In this work, the aforementioned superset and subset are considered as two discrete probability distributions. The first distribution (also called the original distribution) consists of the superset of realizations, and each realization \(i\) has probability \(p_i^\mathrm{orig} \). Notice that this probability value \(p_i^\mathrm{orig} \) is normally set as equal to \(1/\vert I\vert \), where \(I\) is the superset of realizations and \(\vert I\vert \) is the set cardinality (i.e., total number of realizations). The second distribution (also called the reduced distribution) consists of a subset of selected realizations in which each realization \(i\) has probability \(p_i^\mathrm{new} \). The reduced distribution can be viewed as an updated version of the original distribution with probabilities on each realization adjusted. All of the removed realizations have zero probability in the reduced distribution.

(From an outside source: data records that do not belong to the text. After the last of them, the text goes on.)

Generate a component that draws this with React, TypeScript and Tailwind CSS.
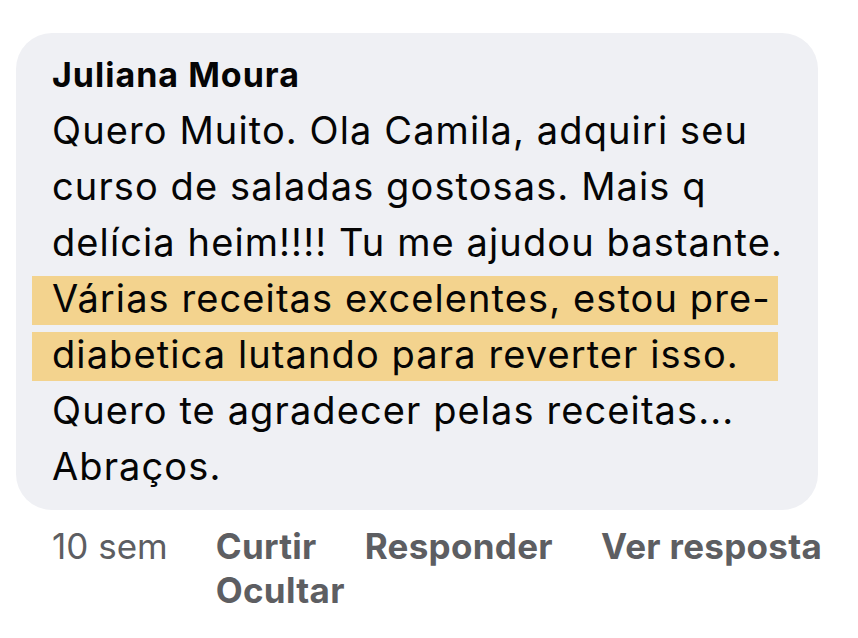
const lines = [
  { text: "Quero Muito. Ola Camila, adquiri seu", mark: false },
  { text: "curso de saladas gostosas. Mais q", mark: false },
  { text: "delícia heim!!!! Tu me ajudou bastante.", mark: false },
  { text: "Várias receitas excelentes, estou pre-", mark: true },
  { text: "diabetica lutando para reverter isso.", mark: true },
  { text: "Quero te agradecer pelas receitas...", mark: false },
  { text: "Abraços.", mark: false },
];

export default function App() {
  return (
    <div className="w-[858px] h-[638px] bg-white overflow-hidden font-['Inter',sans-serif] text-[#050505]">
      {/* balão do comentário */}
      <div className="ml-[16px] mt-[33px] w-[802px] rounded-[36px] bg-[#eff0f4] px-[16px] pt-[22px] pb-[16px]">
        <div className="pl-[20px] text-[34px] leading-[40px] font-bold tracking-[1px]">
          Juliana Moura
        </div>
        <div className="mt-[7px] text-[38px] tracking-[1.1px]">
          {lines.map((l, i) =>
            l.mark ? (
              <div key={i} className="h-[56px] pt-[6px]">
                <div className="h-[49px] w-[746px] bg-[#f3d38e] pl-[20px] leading-[44px] whitespace-nowrap">
                  {l.text}
                </div>
              </div>
            ) : (
              <div key={i} className="h-[56px] pl-[20px] leading-[56px] whitespace-nowrap">
                {l.text}
              </div>
            )
          )}
        </div>
      </div>

      {/* ações */}
      <div className="flex pl-[52px] pt-[14px] text-[35px] leading-[44px] text-[#5d5e62]">
        <span className="mr-[48px] whitespace-nowrap">10 sem</span>
        <div className="flex flex-wrap gap-x-[48px] font-bold tracking-[0.3px] w-[620px]">
          <span>Curtir</span>
          <span>Responder</span>
          <span className="whitespace-nowrap">Ver resposta</span>
          <span>Ocultar</span>
        </div>
      </div>
    </div>
  );
}
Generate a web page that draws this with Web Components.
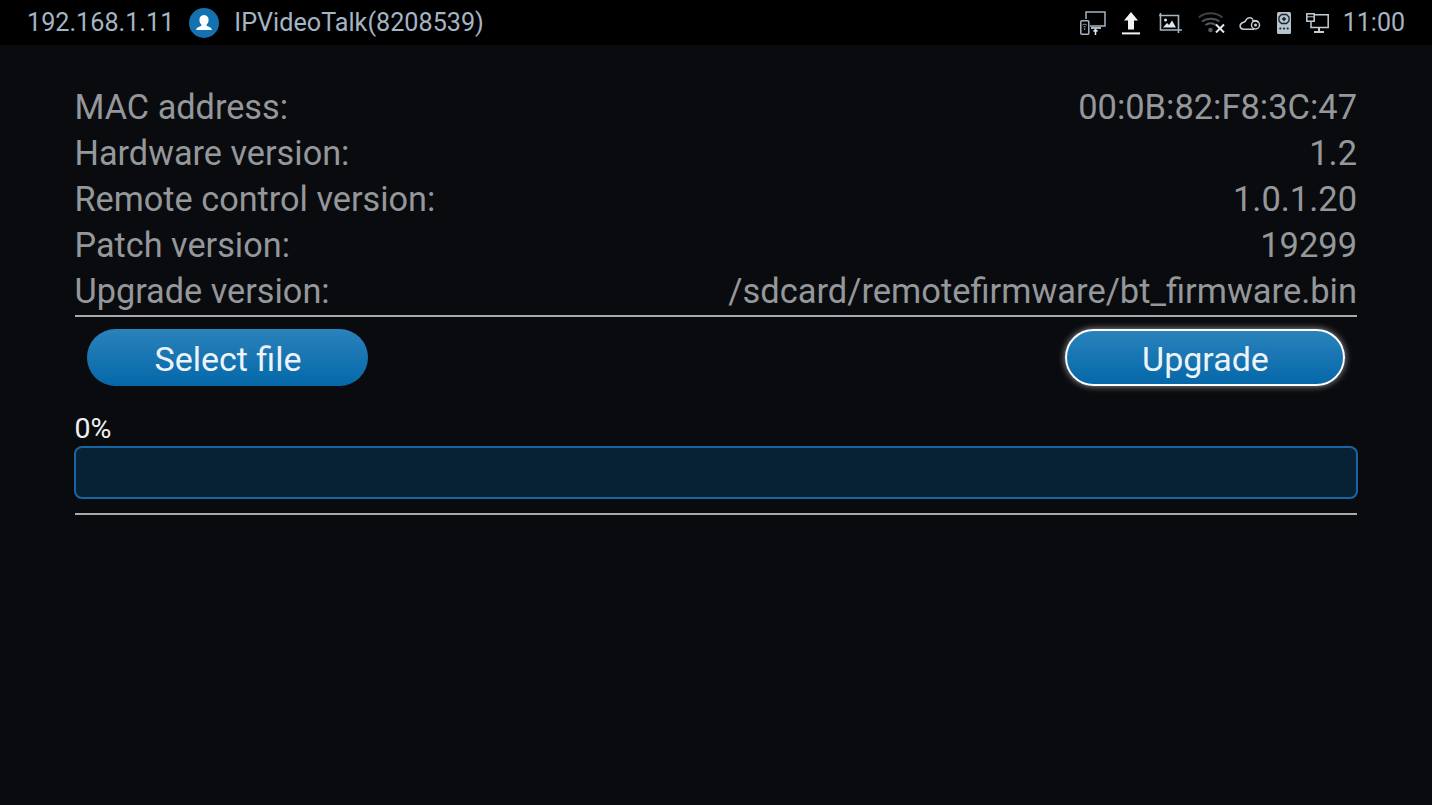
<!DOCTYPE html>
<html><head><meta charset="utf-8"><style>
html,body{margin:0;padding:0;background:#0a0b0f;width:1432px;height:805px;overflow:hidden;font-family:Roboto,sans-serif}
</style></head><body>
<status-bar></status-bar>
<main-panel>
<info-row label="MAC address:" value="00:0B:82:F8:3C:47"></info-row>
<info-row label="Hardware version:" value="1.2"></info-row>
<info-row label="Remote control version:" value="1.0.1.20"></info-row>
<info-row label="Patch version:" value="19299"></info-row>
<info-row label="Upgrade version:" value="/sdcard/remotefirmware/bt_firmware.bin"></info-row>
</main-panel>
<script>
class StatusBar extends HTMLElement{constructor(){super();this.attachShadow({mode:'open'}).innerHTML=`<style>
:host{display:flex;align-items:center;height:45px;background:#000;color:#a4b5c4;font:25.2px/45px Roboto,sans-serif;padding:0 27px;box-sizing:border-box;width:1432px}
.av{margin:0 15px 0 15px;width:30px;height:30px;flex:none}
.right{margin-left:auto;display:flex;align-items:center}
svg{display:block;flex:none}
.t{margin-left:13.500px;font-size:25px}
</style>
<span>192.168.1.11</span>
<svg class="av" viewBox="0 0 30 30"><circle cx="15" cy="15" r="15" fill="#1273b0"/><path d="M15 7c3 0 4.600 2.200 4.600 5 0 2-.9 3.500-2 4.500v1.200c1.500 1 4.700 1 5.400 4.300H7c.7-3.300 3.900-3.300 5.400-4.300v-1.200c-1.100-1-2-2.500-2-4.500 0-2.800 1.600-5 4.600-5z" fill="#fff"/></svg>
<span>IPVideoTalk(8208539)</span>
<div class="right">
<svg width="26" height="24" viewBox="0 0 26 24" style="margin:1px 16px 0 0" fill="none" stroke="#a4b5c4" stroke-width="1.500"><path d="M6 8V1h19v14H10"/><rect x=".8" y="9.800" width="8" height="13.400" rx="1" fill="#000"/><path d="M2.500 14c1.300-1 2.900-1 4.200 0M3.500 16c.7-.5 1.500-.5 2.200 0" stroke-width="1"/><circle cx="4.600" cy="18" r=".8" fill="#a4b5c4" stroke="none"/><path d="M11 17h10" stroke-width="2" stroke="#a4b5c4"/><path d="M15.500 24v-6M13.500 20.500l2-2 2 2" stroke="#dfe6ec"/></svg>
<svg width="18" height="24" viewBox="0 0 18 24" style="margin:0 19px 0 0"><path d="M9 1l7 8.500h-4V18.500H6V9.500H2z" fill="#f2f4f6"/><rect x="0" y="21.400" width="18" height="2" fill="#f2f4f6"/></svg>
<svg width="23" height="20" viewBox="0 0 23 20" style="margin:0 16px 0 0" fill="none" stroke="#a4b5c4" stroke-width="1.600"><path d="M1.500 0v17h18V2.500H0M19.500 17v3M19.500 17H23"/><circle cx="6.500" cy="7" r="1.500" fill="#dfe6ec" stroke="none"/><path d="M4 14.500l4-4.500 2 2 3-4.500 4 7z" fill="#dfe6ec" stroke="none"/></svg>
<svg width="27" height="21" viewBox="0 0 27 21" style="margin:0 14px 0 0" fill="none"><path d="M.8 5.500C7-.2 18-.2 24.500 5.500" stroke="#3c4248" stroke-width="2"/><path d="M4 9.500c4.500-3.700 13-3.700 17.500 0" stroke="#4a5157" stroke-width="2"/><path d="M7.500 13c3-2.200 7-2.200 10.500 0" stroke="#565d63" stroke-width="2"/><circle cx="12.500" cy="18" r="2.300" fill="#565d63"/><path d="M18 12.500l8 8M26 12.500l-8 8" stroke="#e4eaee" stroke-width="2"/></svg>
<svg width="22" height="13" viewBox="0 0 22 13" style="margin:2px 16px 0 0" fill="none" stroke="#c3ced6" stroke-width="1.500"><path d="M14 2.500C12.500.2 8.500.2 7 3 6.500 5 6 4.800 3.800 5.500 0 7 .3 12.200 4.500 12.200H15"/><path d="M13 4c3-1 5.500 0 6.500 1.500"/><circle cx="16.500" cy="8" r="4"/><circle cx="16.500" cy="8" r="1.500" fill="#c3ced6" stroke="none"/></svg>
<svg width="14" height="22" viewBox="0 0 14 22" style="margin:0 15px 0 0"><rect width="14" height="22" rx="1.500" fill="#b3c3d0"/><path d="M4.500 2.500h5l2.500 2.500v4l-2.500 2.500h-5L2 9V5z" fill="none" stroke="#1c2228" stroke-width="1.300"/><path d="M7 4.800l2.300 2.200L7 9.200 4.700 7z" fill="#1c2228"/><g fill="#1c2228"><circle cx="3.300" cy="16.500" r="1.100"/><circle cx="7" cy="16.500" r="1.100"/><circle cx="10.700" cy="16.500" r="1.100"/></g></svg>
<svg width="23" height="20" viewBox="0 0 23 20" fill="none" stroke="#c3ced6" stroke-width="1.500"><path d="M8 1.800h14.200v12.700H5V9"/><rect x=".8" y=".8" width="7.400" height="7.400" fill="#000"/><path d="M.8 3.800h7.400" stroke-width="1"/><path d="M13 14.500V18.500M8 19h10" stroke-width="2"/></svg>
<span class="t">11:00</span>
</div>`}}
customElements.define('status-bar',StatusBar);

class MainPanel extends HTMLElement{constructor(){super();this.attachShadow({mode:'open'}).innerHTML=`<style>
:host{display:block;width:1282px;margin:38.600px 0 0 75px;box-sizing:border-box}
.list{display:flex;flex-direction:column}
hr{border:0;height:2px;background:#a9a9a9;margin:0}
.btns{display:flex;justify-content:space-between;padding:12px 12px 0 12px}
.pct{font:28.500px/34px Roboto,sans-serif;color:#f0f0f0;margin:26px 0 0 -.5px;height:34px}
</style>
<div class="list"><slot></slot></div>
<hr style="margin-top:.400px">
<div class="btns"><pill-button>Select file</pill-button><pill-button focused>Upgrade</pill-button></div>
<div class="pct">0%</div>
<progress-track></progress-track>
<hr style="margin-top:14px">`}}
customElements.define('main-panel',MainPanel);

class InfoRow extends HTMLElement{constructor(){super();this.attachShadow({mode:'open'}).innerHTML=`<style>
:host{display:flex;justify-content:space-between;height:46.200px;font:34.450px/46px Roboto,sans-serif;color:#95989a;white-space:nowrap}
#l{font-size:34.250px;margin-left:-.5px}
</style><span id="l"></span><span id="v"></span>`}
connectedCallback(){this.shadowRoot.getElementById('l').textContent=this.getAttribute('label');this.shadowRoot.getElementById('v').textContent=this.getAttribute('value')}}
customElements.define('info-row',InfoRow);

class PillButton extends HTMLElement{constructor(){super();this.attachShadow({mode:'open'}).innerHTML=`<style>
:host{display:flex;align-items:center;justify-content:center;box-sizing:border-box;width:281px;height:57px;padding:4px 0 0 1px;border-radius:29px;background:linear-gradient(#2a82bb,#0568a9);color:#eef3f7;font:34px/40px Roboto,sans-serif}
:host([focused]){width:280px;border:2px solid #fff;box-shadow:0 0 7px rgba(255,255,255,.6)}
</style><slot></slot>`}}
customElements.define('pill-button',PillButton);

class ProgressTrack extends HTMLElement{constructor(){super();this.attachShadow({mode:'open'}).innerHTML=`<style>
:host{display:block;box-sizing:border-box;height:53px;margin:0 -1px;border:2px solid #1a64a4;border-radius:8px;background:#072135}
</style>`}}
customElements.define('progress-track',ProgressTrack);
</script>
</body></html>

The Kantorovich distance is a type of probability metric to quantify the dissimilarity between two probability distributions. It is defined by a transportation problem which minimizes the transportation cost associated with moving the probability mass from one distribution to the other distribution. The theory of optimal transportation was first introduced by Monge (1781) and rediscovered by Kantorovich (1942). For the realization reduction problem, the Kantorovich distance between the original distribution and the reduced distribution is defined by the optimal objective value of the following linear transportation problem

$$\begin{aligned} D_\mathrm{{Kan}}&= \mathop {\min }\limits _{\eta _{i,i'} } \sum \limits _{i\in I} {\sum \limits _{i'\in S} {\eta _{i,i'} c_{i,i'}}} \nonumber \\ \quad \hbox {s.t. }\sum \limits _{i\in I} {\eta _{i,i'} }&= p_{i'}^\mathrm{new} \quad \forall i'\in S \nonumber \\ \qquad \sum \limits _{i'\in S} {\eta _{i,i'} }&= p_i^\mathrm{orig}\quad \forall i\in I \nonumber \\ \qquad \quad \eta _{i,i'}&\ge 0\forall i\in I \quad \forall i'\in S, \end{aligned}$$
(13)

where \(i\) and \(i'\) represent realizations, \(I\) is the superset and \(S\) is the selected subset, \(p_i^\mathrm{orig} \) and \(p_i^\mathrm{new} \) represent the probability of realization \(i\) in the original and the reduced distribution, respectively, \(\eta _{i,i'} \) is the decision variables representing the probability mass transportation plan and \(c_{i,i'} \) is the dissimilarity between realizations. Dupacova et al. (2003) proved that the optimal objective value of the above problem is

$$\begin{aligned} D_\mathrm{{Kan}} =\sum \limits _{i\in I-S} {p_i^\mathrm{orig} d_i }, \end{aligned}$$
(14)

where \({d_i} = \mathop {\min }\limits _{i' \in S} {c_i}_{,i'}\) represents the transportation cost for a removed realization \(i\in I-S\) and it is the minimum dissimilarity between the removed realization \(i\) and all of the selected realizations \(i'\in S\). The optimal solution of \(p_{i'}^\mathrm{new} \) for problem (13) is

$$\begin{aligned} p_{i'}^\mathrm{new} =p_{i'}^\mathrm{orig} +\sum \limits _{i\in J(i')} {p_i^\mathrm{orig} } \quad \forall i'\in S, \end{aligned}$$
(15)

where \(J(i')=\{i\vert i\in I-S,c_{i,i'} \le c_{i,i''} ,\forall i''\in S\}\), meaning that a preserved realization’s new probability is the sum of its original probability and the probability mass that has been transported to it. A removed realization is transported to the closest preserved realization.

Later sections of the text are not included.